A pesar del tiempo transcurrido desde la suspensión de la mesa de San Andrés, los acuerdos firmados pueden todavía convertirse en ley y en política. Cuantas veces sea necesario volver a empezar, será conveniente hacerlo si el terreno que se pisa es el del desarrollo del proceso hacia el cambio, es decir, si de esa manera se fortalece el movimiento revolucionario chiapaneco.
Ni el EZLN ni el movimiento nacional indígena deberían tener temor alguno de entrar en una negociación transparente sobre el texto constitucional. Si el diálogo se demora meses, ese tiempo será el de la promoción del programa más avanzado de derechos de los pueblos indios. Si el gobierno insiste en acusar a los indios de México de secesionistas en potencia, tendrá que remar contra la corriente y, al final, no podrá demostrar que los indios quieren un país para ellos solos o anexarse a otro.
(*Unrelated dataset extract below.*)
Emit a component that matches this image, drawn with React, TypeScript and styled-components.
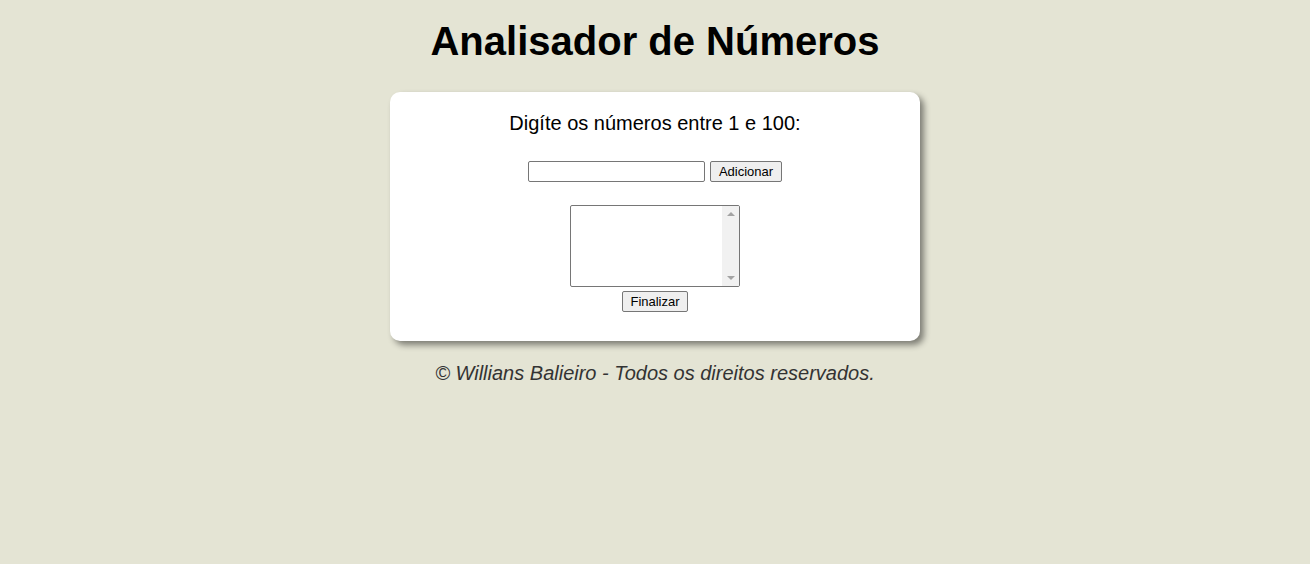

No hay forma de que el gobierno y sus ideólogos reaccionarios, ni que los doctrinarios panistas de la ``raza cósmica'' logren imponerse, aunque le haga falta mayor fuerza aún al movimiento indígena nacional.
Y, por esto mismo, se requiere abrir una lucha ideológica y política de gran profundidad con el propósito de que las fuerzas democráticas del país entiendan el programa de los pueblos indios, se identifiquen con éste y no sólo con la lucha contra la pobreza de las comunidades indígenas.
Si la política se reduce al rechazo del gobierno --el cual es muy importante e imprescindible-- cada paso será más difícil que el anterior. Hay que definir claramente que la rebelión armada no es por definición contraria a la acción electoral y a la conquista democrática de gobiernos municipales u otros cargos representativos. Hay que decir claramente que la movilización social no contradice el estado de rebelión que se mantendrá mientras no culmine la negociación. Hay que proclamar, finalmente, que la política del impasse siempre beneficia a quienes promueven la contrainsurgencia, la guerra sucia y la represión.
El momento es particularmente favorable para la confrontación política y programática.